In a meek, small voice, she quietly asked, ‘Min?’
‘In here,’ came the response from Minnie’s bedroom.
Hope approached and went in, holding her breath. Minnie was sitting on her bed, next to Lee, in the small colourful room full of strings of pom-poms and Day of the Dead graphics and a messy criss-cross of hundreds of festoons of coloured fairy lights. She’d clearly been showing him the letters, and her face was glistening with tears. Under the beautiful twinkly lights, she appeared so vulnerable and so very young.
‘Are you … OK?’ Hope ventured.
Minnie leapt off the bed and straight into Hope’s eager arms.
Lee smiled from ear to ear.
‘Mum! Thank God you’re back. Just for a horrible minute, I thought you might’ve left …’
‘Min. I will never leave you. Not like that. I just wouldn’t. You must know that?’

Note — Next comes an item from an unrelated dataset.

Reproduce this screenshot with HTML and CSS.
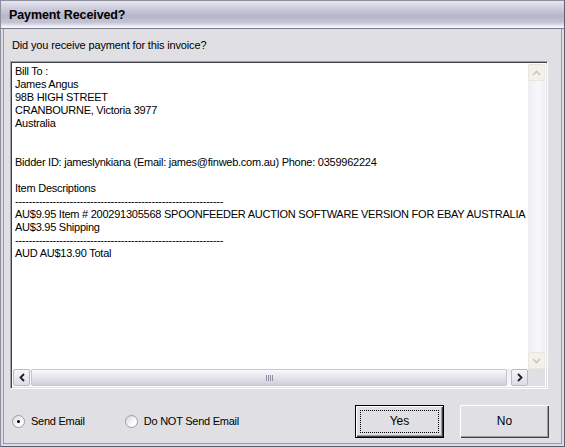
FILE: index.html
```html
<!DOCTYPE html>
<html lang="en">
<head>
    <meta charset="UTF-8">
    <title>Payment Received?</title>
    <link rel="stylesheet" href="styles.css">
</head>
<body>
    <div class="window">
        <div class="titlebar">Payment Received?</div>

        <div class="content">
            <div class="prompt">Did you receive payment for this invoice?</div>

            <div class="textbox">
                <div class="text-area">
<pre>Bill To :
James Angus
98B HIGH STREET
CRANBOURNE, Victoria 3977
Australia


Bidder ID: jameslynkiana (Email: james@finweb.com.au) Phone: 0359962224

Item Descriptions
-------------------------------------------------------------
AU$9.95 Item # 200291305568 SPOONFEEDER AUCTION SOFTWARE VERSION FOR EBAY AUSTRALIA
AU$3.95 Shipping
-------------------------------------------------------------
AUD AU$13.90 Total</pre>
                </div>

                <div class="vscroll">
                    <div class="sb-btn disabled">
                        <svg width="9" height="6" viewBox="0 0 9 6"><path d="M1 5 L4.5 1.5 L8 5" fill="none" stroke="#c9c8c0" stroke-width="1.6"/></svg>
                    </div>
                    <div class="vtrack"></div>
                    <div class="sb-btn disabled">
                        <svg width="9" height="6" viewBox="0 0 9 6"><path d="M1 1 L4.5 4.5 L8 1" fill="none" stroke="#c9c8c0" stroke-width="1.6"/></svg>
                    </div>
                </div>

                <div class="hscroll">
                    <div class="sb-btn">
                        <svg width="6" height="9" viewBox="0 0 6 9"><path d="M5 1 L1.5 4.5 L5 8" fill="none" stroke="#1c1c24" stroke-width="1.8"/></svg>
                    </div>
                    <div class="hthumb"><span class="grip"></span></div>
                    <div class="sb-btn">
                        <svg width="6" height="9" viewBox="0 0 6 9"><path d="M1 1 L4.5 4.5 L1 8" fill="none" stroke="#1c1c24" stroke-width="1.8"/></svg>
                    </div>
                </div>

                <div class="corner"></div>
            </div>

            <div class="footer">
                <label class="option">
                    <span class="radio checked"></span>
                    Send Email
                </label>
                <label class="option second">
                    <span class="radio"></span>
                    Do NOT Send Email
                </label>

                <div class="actions">
                    <button class="btn default"><span class="focus">Yes</span></button>
                    <button class="btn">No</button>
                </div>
            </div>
        </div>
    </div>
</body>
</html>
```

FILE: styles.css
```css
body {
    margin: 0;
    background: #e0dfe3;
    font-family: "Liberation Sans", Arial, sans-serif;
    font-size: 11px;
    color: #000;
}

.window {
    width: 565px;
    height: 447px;
    box-sizing: border-box;
    border: 1px solid #8d8d9c;
    border-right-color: #5f5f6e;
    border-bottom-color: #5f5f6e;
    background: #dcdce6;
    padding: 0 2px 2px 2px;
    display: flex;
    flex-direction: column;
}

.titlebar {
    height: 27px;
    margin: 0 -2px;
    padding-left: 8px;
    display: flex;
    align-items: center;
    font-size: 12.5px;
    letter-spacing: -0.1px;
    font-weight: bold;
    color: #000;
    background: linear-gradient(to bottom,
        #e6e6ef 0%,
        #cfcfdf 25%,
        #b6b6ca 55%,
        #c4c4d6 80%,
        #eeeef4 93%,
        #f6f6fa 100%);
    border-bottom: 1px solid #7a7a8a;
}

.content {
    flex: 1;
    background: #e0dfe3;
    border: 1px solid #9b9ba8;
    border-top: none;
    display: flex;
    flex-direction: column;
}

.prompt {
    height: 32px;
    line-height: 32px;
    padding-left: 8px;
    letter-spacing: -0.15px;
}

/* sunken text box */
.textbox {
    margin: 0 13px 0 6px;
    height: 328px;
    box-sizing: border-box;
    border-top: 1px solid #a0a0a8;
    border-left: 1px solid #a0a0a8;
    border-right: 1px solid #ffffff;
    border-bottom: 1px solid #ffffff;
    box-shadow: inset 1px 1px 0 #404048, inset -1px -1px 0 #e0dfe3;
    padding: 2px;
    background: #fff;
    display: grid;
    grid-template-columns: 1fr 17px;
    grid-template-rows: 1fr 17px;
}

.text-area {
    overflow: hidden;
    padding: 1px 0 0 2px;
}

.text-area pre {
    margin: 0;
    font-family: inherit;
    font-size: 11px;
    line-height: 13px;
    letter-spacing: -0.25px;
}

.vscroll {
    display: flex;
    flex-direction: column;
    background: linear-gradient(to right, #eeeff4, #f8f8fb 60%, #eeeef3);
}

.vtrack {
    flex: 1;
}

.sb-btn {
    width: 17px;
    height: 17px;
    box-sizing: border-box;
    border: 1px solid #b9b9c9;
    border-radius: 2px;
    background: linear-gradient(to bottom, #f6f6f9, #dcdce6);
    display: flex;
    align-items: center;
    justify-content: center;
}

.sb-btn.disabled {
    border-color: #e8e7df;
    background: #f2f1ea;
}

.hscroll {
    display: flex;
    background: linear-gradient(to bottom, #eeeef2, #f8f8fb);
}

.hthumb {
    flex: 1;
    margin: 0 4px 0 1px;
    border: 1px solid #c5c5d3;
    border-radius: 2px;
    background: linear-gradient(to bottom, #fafafc 0%, #e6e6ee 45%, #cfcfdc 100%);
    display: flex;
    align-items: center;
    justify-content: center;
}

.grip {
    width: 7px;
    height: 6px;
    background: repeating-linear-gradient(to right, #8e8ea4 0, #8e8ea4 1px, transparent 1px, transparent 2px);
}

.corner {
    background: #e0dfe3;
}

/* bottom row */
.footer {
    flex: 1;
    display: flex;
    align-items: center;
    padding: 10px 12px 0 8px;
    letter-spacing: -0.25px;
}

.option {
    display: flex;
    align-items: center;
    gap: 6px;
}

.option.second {
    margin-left: 40px;
}

.radio {
    width: 11px;
    height: 11px;
    border-radius: 50%;
    border: 1px solid #9d9da8;
    background: linear-gradient(135deg, #d8d8dc, #ffffff 70%);
    position: relative;
}

.radio.checked::after {
    content: "";
    position: absolute;
    left: 4px;
    top: 4px;
    width: 3px;
    height: 3px;
    border-radius: 50%;
    background: #000;
}

.actions {
    margin-left: auto;
    display: flex;
    gap: 16px;
}

.btn {
    width: 89px;
    height: 33px;
    padding: 0;
    font-family: inherit;
    font-size: 12px;
    background: #e0dfe3;
    border: none;
    box-shadow: inset 1px 1px 0 #ffffff, inset -1px -1px 0 #404040, inset -2px -2px 0 #9d9da1;
    display: flex;
    align-items: center;
    justify-content: center;
}

.btn.default {
    border: 1px solid #000;
    padding: 4px;
}

.focus {
    flex: 1;
    align-self: stretch;
    border: 1px dotted #000;
    display: flex;
    align-items: center;
    justify-content: center;
}
```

‘Yeah, but I said some stuff …’
‘You’re very shocked. I understand, darlin’ heart. I really do. It must be awful for you.’
They hugged and hugged, and both of them wept as they didn’t let go. Lee looked on, and wondered what on earth was going to happen next.
Hope said, ‘What are the letters like? I’ve nearly opened them a hundred times.’
‘Oh Mum, look at them! There’s seventeen, one for each year. He’s written them on my birthday to let me know he was thinking about me … Look at this one … and this … Isn’t it lovely? He says, “I am your father, and I love you”; he says that a lot. And he explains why he went, so that you and I could be together and so that no one would
ever know. I think he wished he could stay.’
‘Yes, yes, he did. But he couldn’t. He is too honest for that. He chose you over himself really.’
‘And he’s got a little boy. Elijah. Well, not so little any more – he’s twelve now. My brother. God, I’ve got a brother! Wait a minute, is he my brother?’ asked Minnie. ‘I dunno! It would be so cool to meet him. Meet all of them. He’s married; she sounds nice …’
‘Right,’ said Hope, trying to disguise the antiseptic sting of her hurt.
‘God, Mum, sorry. Did you know he was married?’
‘No, but listen, I don’t have a right to know anything about his life, much less judge it. I’m glad if he … found some happiness. He should. He deserves it. Just like you deserved him, but it was my fault you didn’t have him, and that bit I’m really sorry about. Are you OK, Min?’ Hope clocked Minnie’s anguished face.
‘Have you …’ Minnie looked at Hope, then Lee, then Hope again. ‘Have you been waiting for him all this time? Did you think he might come back? For you? For us? Is that why you don’t try with anyone else?’
Hope had nothing to say. She hadn’t really even admitted it to herself – she was an expert self-deluder – but her insightful, clever daughter worked it out in seconds. Hope had indeed denied so much. She’d denied all the hurt she’d caused. She’d denied that she was in limbo, hoping against hope that she might be with Quiet Isaac again some day. Only now, in the cold light of Isaac’s news, did she realize how much she’d clung to that hopeless hope. He was married, he had a child, he had moved forward and lived his life. Hope had lived Minnie’s life. Only. Minnie was her EVERYTHING, because in Minnie, Hope kept her own dead Minnie AND Florence alive.